* Given material *
* * *

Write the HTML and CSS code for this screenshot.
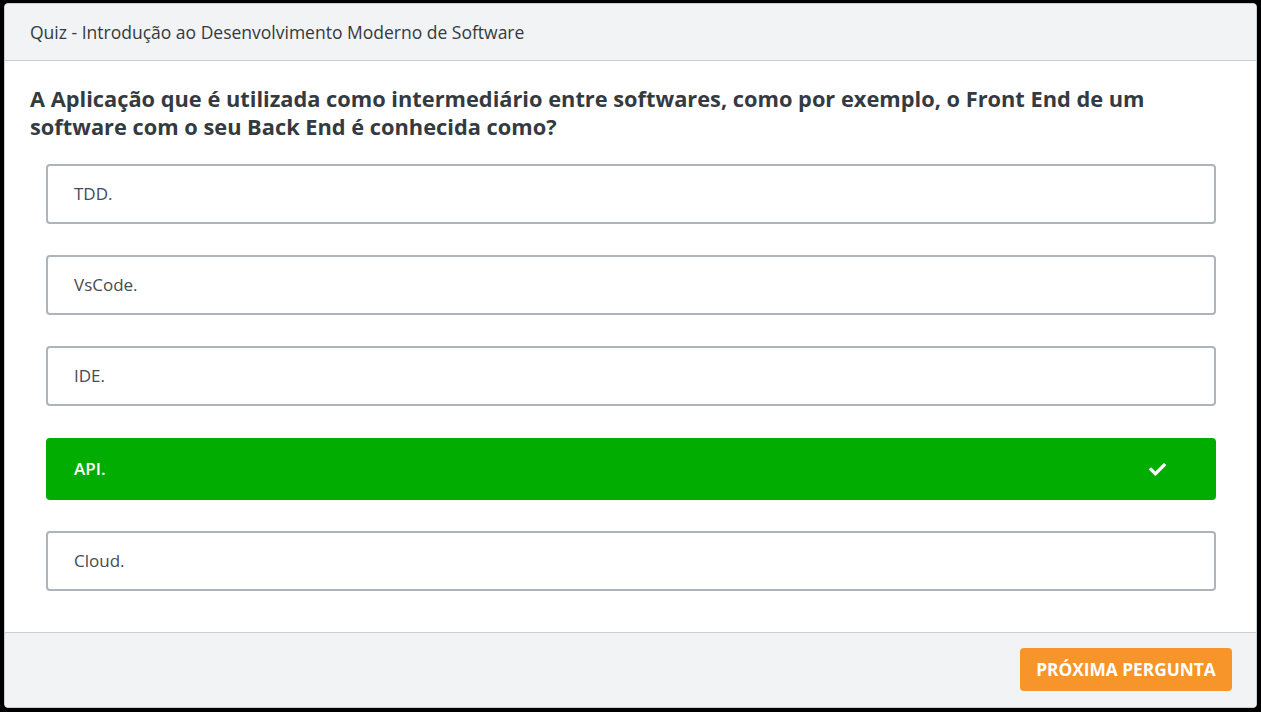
FILE: index.html
```html
<!DOCTYPE html>
<html lang="pt">
<head>
<meta charset="utf-8">
<title>Quiz</title>
<link rel="stylesheet" href="styles.css">
</head>
<body>
<div class="card">
  <div class="card-header">Quiz - Introdução ao Desenvolvimento Moderno de Software</div>
  <div class="card-body">
    <h2 class="question">A Aplicação que é utilizada como intermediário entre softwares, como por exemplo, o Front End de um software com o seu Back End é conhecida como?</h2>
    <div class="options">
      <div class="option">TDD.</div>
      <div class="option">VsCode.</div>
      <div class="option">IDE.</div>
      <div class="option correct"><span>API.</span>
        <svg class="check" viewBox="0 0 512 512" width="17" height="17"><path fill="#fff" d="M173.9 439.4l-166.4-166.4c-10-10-10-26.2 0-36.2l36.2-36.2c10-10 26.2-10 36.2 0L192 312.7 432.1 72.6c10-10 26.2-10 36.2 0l36.2 36.2c10 10 10 26.2 0 36.2l-294.4 294.4c-10 10-26.2 10-36.2 0z"/></svg>
      </div>
      <div class="option">Cloud.</div>
    </div>
  </div>
  <div class="card-footer">
    <button class="next">PRÓXIMA PERGUNTA</button>
  </div>
</div>
</body>
</html>
```

FILE: styles.css
```css
html, body { margin: 0; padding: 0; }
body {
  background: #000;
  padding: 3px 4px 4px 4px;
  font-family: "Open Sans", "Noto Sans", sans-serif;
  color: #343a40;
}
.card {
  background: #fff;
  border: 1px solid #c9ced4;
  border-radius: 4px;
  overflow: hidden;
  height: 705px;
  box-sizing: border-box;
  display: flex;
  flex-direction: column;
}
.card-header {
  background: #f2f3f5;
  border-bottom: 1px solid #c9ced4;
  padding: 16px 25px;
  font-size: 17.5px;
  line-height: 24px;
  color: #343a40;
}
.card-body {
  flex: 1;
  padding: 24px 25px 0 25px;
}
.question {
  margin: 0;
  font-size: 21.8px;
  line-height: 28px;
  font-weight: 700;
  color: #343a40;
}
.options {
  margin: 23px 15px 0 16px;
  display: flex;
  flex-direction: column;
  gap: 31px;
}
.option {
  border: 2px solid #aeb4bb;
  border-radius: 4px;
  padding: 16px 26px;
  font-size: 17px;
  line-height: 24px;
  color: #454b52;
  display: flex;
  align-items: center;
  justify-content: space-between;
}
.option.correct {
  background: #00ad00;
  border-color: #00ad00;
  color: #fff;
  font-weight: 600;
  padding-top: 17px;
  padding-bottom: 17px;
  padding-right: 48px;
  margin-top: 1px;
}
.check { display: block; }
.card-footer {
  background: #f2f3f5;
  border-top: 1px solid #c9ced4;
  padding: 15px 24px 16px;
  display: flex;
  justify-content: flex-end;
}
.next {
  background: #f7952b;
  color: #fff;
  border: none;
  border-radius: 4px;
  font-family: "Open Sans", "Noto Sans", sans-serif;
  font-weight: 700;
  font-size: 17.3px;
  width: 212px;
  height: 43px;
  padding: 0;
}
```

* * *

* Your goal *
Set down the material exactly, every line of it, except for the pictures.

* Final result *
Write the HTML and CSS code for this screenshot.
FILE: index.html
```html
<!DOCTYPE html>
<html lang="pt">
<head>
<meta charset="utf-8">
<title>Quiz</title>
<link rel="stylesheet" href="styles.css">
</head>
<body>
<div class="card">
  <div class="card-header">Quiz - Introdução ao Desenvolvimento Moderno de Software</div>
  <div class="card-body">
    <h2 class="question">A Aplicação que é utilizada como intermediário entre softwares, como por exemplo, o Front End de um software com o seu Back End é conhecida como?</h2>
    <div class="options">
      <div class="option">TDD.</div>
      <div class="option">VsCode.</div>
      <div class="option">IDE.</div>
      <div class="option correct"><span>API.</span>
        <svg class="check" viewBox="0 0 512 512" width="17" height="17"><path fill="#fff" d="M173.9 439.4l-166.4-166.4c-10-10-10-26.2 0-36.2l36.2-36.2c10-10 26.2-10 36.2 0L192 312.7 432.1 72.6c10-10 26.2-10 36.2 0l36.2 36.2c10 10 10 26.2 0 36.2l-294.4 294.4c-10 10-26.2 10-36.2 0z"/></svg>
      </div>
      <div class="option">Cloud.</div>
    </div>
  </div>
  <div class="card-footer">
    <button class="next">PRÓXIMA PERGUNTA</button>
  </div>
</div>
</body>
</html>
```

FILE: styles.css
```css
html, body { margin: 0; padding: 0; }
body {
  background: #000;
  padding: 3px 4px 4px 4px;
  font-family: "Open Sans", "Noto Sans", sans-serif;
  color: #343a40;
}
.card {
  background: #fff;
  border: 1px solid #c9ced4;
  border-radius: 4px;
  overflow: hidden;
  height: 705px;
  box-sizing: border-box;
  display: flex;
  flex-direction: column;
}
.card-header {
  background: #f2f3f5;
  border-bottom: 1px solid #c9ced4;
  padding: 16px 25px;
  font-size: 17.5px;
  line-height: 24px;
  color: #343a40;
}
.card-body {
  flex: 1;
  padding: 24px 25px 0 25px;
}
.question {
  margin: 0;
  font-size: 21.8px;
  line-height: 28px;
  font-weight: 700;
  color: #343a40;
}
.options {
  margin: 23px 15px 0 16px;
  display: flex;
  flex-direction: column;
  gap: 31px;
}
.option {
  border: 2px solid #aeb4bb;
  border-radius: 4px;
  padding: 16px 26px;
  font-size: 17px;
  line-height: 24px;
  color: #454b52;
  display: flex;
  align-items: center;
  justify-content: space-between;
}
.option.correct {
  background: #00ad00;
  border-color: #00ad00;
  color: #fff;
  font-weight: 600;
  padding-top: 17px;
  padding-bottom: 17px;
  padding-right: 48px;
  margin-top: 1px;
}
.check { display: block; }
.card-footer {
  background: #f2f3f5;
  border-top: 1px solid #c9ced4;
  padding: 15px 24px 16px;
  display: flex;
  justify-content: flex-end;
}
.next {
  background: #f7952b;
  color: #fff;
  border: none;
  border-radius: 4px;
  font-family: "Open Sans", "Noto Sans", sans-serif;
  font-weight: 700;
  font-size: 17.3px;
  width: 212px;
  height: 43px;
  padding: 0;
}
```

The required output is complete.